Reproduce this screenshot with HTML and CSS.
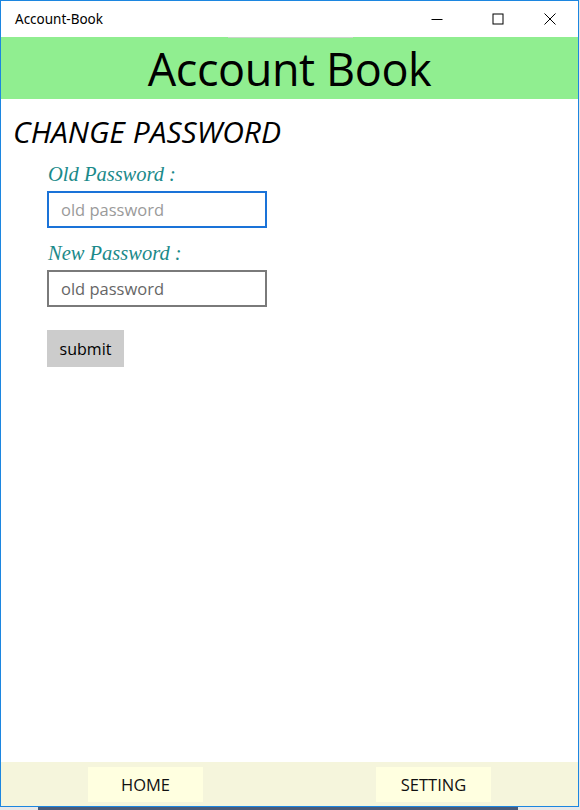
FILE: index.html
```html
<!DOCTYPE html>
<html>
<head>
    <title>Account-Book</title>
    <link rel="stylesheet" href="styles.css">
</head>
<body>
    <div class="window">
        <div class="titlebar">
            <div class="title">Account-Book</div>
            <div class="controls">
                <div class="ctrl ctrl-min">
                    <svg width="12" height="12" viewBox="0 0 12 12"><path d="M0.5 6.5h11" stroke="#000" stroke-width="1"/></svg>
                </div>
                <div class="ctrl ctrl-max">
                    <svg width="12" height="12" viewBox="0 0 12 12"><rect x="1" y="1" width="10" height="10" fill="none" stroke="#000" stroke-width="1"/></svg>
                </div>
                <div class="ctrl ctrl-close">
                    <svg width="12" height="12" viewBox="0 0 12 12"><path d="M0.5 0.5L11.5 11.5M11.5 0.5L0.5 11.5" stroke="#000" stroke-width="1"/></svg>
                </div>
            </div>
        </div>
        <div class="header">
            <div class="header-line"></div>
            <h1>Account Book</h1>
        </div>
        <div class="main">
            <h2>CHANGE PASSWORD</h2>
            <div class="form">
                <label class="label">Old Password :</label>
                <input class="field focused" type="password" placeholder="old password">
                <label class="label">New Password :</label>
                <input class="field" type="password" placeholder="old password">
                <div class="submit">submit</div>
            </div>
        </div>
        <div class="footer">
            <div class="nav">HOME</div>
            <div class="nav">SETTING</div>
        </div>
    </div>
    <div class="taskbar"></div>
</body>
</html>
```

FILE: styles.css
```css
body {
    margin: 0;
    padding: 0;
    width: 580px;
    height: 810px;
    background: #e8e8e8;
    font-family: "Noto Sans", "Open Sans", sans-serif;
    overflow: hidden;
}
.window {
    width: 577px;
    height: 805px;
    border: 1px solid #1c86e0;
    background: white;
    display: flex;
    flex-direction: column;
}
.titlebar {
    height: 36px;
    display: flex;
    align-items: center;
    justify-content: space-between;
}
.title {
    padding-left: 14px;
    font-size: 13.5px;
    color: #000;
}
.controls {
    display: flex;
    height: 100%;
}
.ctrl {
    height: 100%;
    display: flex;
    align-items: center;
    justify-content: center;
}
.ctrl-min {
    width: 74px;
}
.ctrl-max {
    width: 48px;
}
.ctrl-close {
    width: 56px;
}
.header {
    height: 62px;
    background: #90ee90;
    display: flex;
    align-items: center;
    justify-content: center;
    position: relative;
}
.header-line {
    position: absolute;
    top: 0;
    left: 227px;
    width: 125px;
    height: 1px;
    background: #c9d6c9;
}
.header h1 {
    margin: 0;
    font-family: "Open Sans", sans-serif;
    font-weight: normal;
    font-size: 45px;
    letter-spacing: -0.4px;
    color: #000;
}
.main {
    flex: 1;
}
.main h2 {
    margin: 16px 0 0 12px;
    font-family: "Open Sans", sans-serif;
    font-style: italic;
    font-weight: normal;
    font-size: 30px;
    line-height: 34px;
    color: #000;
}
.form {
    padding-left: 46px;
    display: flex;
    flex-direction: column;
    align-items: flex-start;
}
.label {
    font-family: "Liberation Serif", serif;
    font-style: italic;
    font-size: 20.5px;
    line-height: 24px;
    color: #1b8a8a;
    margin-top: 13px;
    margin-left: 1px;
    margin-bottom: 5px;
}
.field {
    box-sizing: border-box;
    width: 220px;
    height: 37px;
    border: 2px solid #7a7a7a;
    padding: 0 12px;
    font-family: "Open Sans", sans-serif;
    font-size: 16.5px;
    outline: none;
    margin: 0;
}
.field::placeholder {
    color: #666;
}
.field.focused {
    border-color: #1a73d8;
}
.field.focused::placeholder {
    color: #9a9a9a;
}
.submit {
    margin-top: 23px;
    width: 77px;
    height: 37px;
    background: #cccccc;
    display: flex;
    align-items: center;
    justify-content: center;
    font-family: "Open Sans", sans-serif;
    font-size: 16px;
    color: #000;
}
.footer {
    height: 44px;
    background: #f5f5dc;
    display: flex;
    align-items: center;
    padding-left: 87px;
    gap: 173px;
}
.nav {
    width: 115px;
    height: 35px;
    background: #ffffe0;
    display: flex;
    align-items: center;
    justify-content: center;
    font-family: "Open Sans", sans-serif;
    font-size: 16.5px;
    color: #111;
}
.taskbar {
    height: 3px;
    margin-left: 38px;
    width: 480px;
    background: #4a5a78;
}
```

——

→ **Task objective**: Set the pictures aside and transcribe the data above exactly.

→ **Task response**:
Reproduce this screenshot with HTML and CSS.
FILE: index.html
```html
<!DOCTYPE html>
<html>
<head>
    <title>Account-Book</title>
    <link rel="stylesheet" href="styles.css">
</head>
<body>
    <div class="window">
        <div class="titlebar">
            <div class="title">Account-Book</div>
            <div class="controls">
                <div class="ctrl ctrl-min">
                    <svg width="12" height="12" viewBox="0 0 12 12"><path d="M0.5 6.5h11" stroke="#000" stroke-width="1"/></svg>
                </div>
                <div class="ctrl ctrl-max">
                    <svg width="12" height="12" viewBox="0 0 12 12"><rect x="1" y="1" width="10" height="10" fill="none" stroke="#000" stroke-width="1"/></svg>
                </div>
                <div class="ctrl ctrl-close">
                    <svg width="12" height="12" viewBox="0 0 12 12"><path d="M0.5 0.5L11.5 11.5M11.5 0.5L0.5 11.5" stroke="#000" stroke-width="1"/></svg>
                </div>
            </div>
        </div>
        <div class="header">
            <div class="header-line"></div>
            <h1>Account Book</h1>
        </div>
        <div class="main">
            <h2>CHANGE PASSWORD</h2>
            <div class="form">
                <label class="label">Old Password :</label>
                <input class="field focused" type="password" placeholder="old password">
                <label class="label">New Password :</label>
                <input class="field" type="password" placeholder="old password">
                <div class="submit">submit</div>
            </div>
        </div>
        <div class="footer">
            <div class="nav">HOME</div>
            <div class="nav">SETTING</div>
        </div>
    </div>
    <div class="taskbar"></div>
</body>
</html>
```

FILE: styles.css
```css
body {
    margin: 0;
    padding: 0;
    width: 580px;
    height: 810px;
    background: #e8e8e8;
    font-family: "Noto Sans", "Open Sans", sans-serif;
    overflow: hidden;
}
.window {
    width: 577px;
    height: 805px;
    border: 1px solid #1c86e0;
    background: white;
    display: flex;
    flex-direction: column;
}
.titlebar {
    height: 36px;
    display: flex;
    align-items: center;
    justify-content: space-between;
}
.title {
    padding-left: 14px;
    font-size: 13.5px;
    color: #000;
}
.controls {
    display: flex;
    height: 100%;
}
.ctrl {
    height: 100%;
    display: flex;
    align-items: center;
    justify-content: center;
}
.ctrl-min {
    width: 74px;
}
.ctrl-max {
    width: 48px;
}
.ctrl-close {
    width: 56px;
}
.header {
    height: 62px;
    background: #90ee90;
    display: flex;
    align-items: center;
    justify-content: center;
    position: relative;
}
.header-line {
    position: absolute;
    top: 0;
    left: 227px;
    width: 125px;
    height: 1px;
    background: #c9d6c9;
}
.header h1 {
    margin: 0;
    font-family: "Open Sans", sans-serif;
    font-weight: normal;
    font-size: 45px;
    letter-spacing: -0.4px;
    color: #000;
}
.main {
    flex: 1;
}
.main h2 {
    margin: 16px 0 0 12px;
    font-family: "Open Sans", sans-serif;
    font-style: italic;
    font-weight: normal;
    font-size: 30px;
    line-height: 34px;
    color: #000;
}
.form {
    padding-left: 46px;
    display: flex;
    flex-direction: column;
    align-items: flex-start;
}
.label {
    font-family: "Liberation Serif", serif;
    font-style: italic;
    font-size: 20.5px;
    line-height: 24px;
    color: #1b8a8a;
    margin-top: 13px;
    margin-left: 1px;
    margin-bottom: 5px;
}
.field {
    box-sizing: border-box;
    width: 220px;
    height: 37px;
    border: 2px solid #7a7a7a;
    padding: 0 12px;
    font-family: "Open Sans", sans-serif;
    font-size: 16.5px;
    outline: none;
    margin: 0;
}
.field::placeholder {
    color: #666;
}
.field.focused {
    border-color: #1a73d8;
}
.field.focused::placeholder {
    color: #9a9a9a;
}
.submit {
    margin-top: 23px;
    width: 77px;
    height: 37px;
    background: #cccccc;
    display: flex;
    align-items: center;
    justify-content: center;
    font-family: "Open Sans", sans-serif;
    font-size: 16px;
    color: #000;
}
.footer {
    height: 44px;
    background: #f5f5dc;
    display: flex;
    align-items: center;
    padding-left: 87px;
    gap: 173px;
}
.nav {
    width: 115px;
    height: 35px;
    background: #ffffe0;
    display: flex;
    align-items: center;
    justify-content: center;
    font-family: "Open Sans", sans-serif;
    font-size: 16.5px;
    color: #111;
}
.taskbar {
    height: 3px;
    margin-left: 38px;
    width: 480px;
    background: #4a5a78;
}
```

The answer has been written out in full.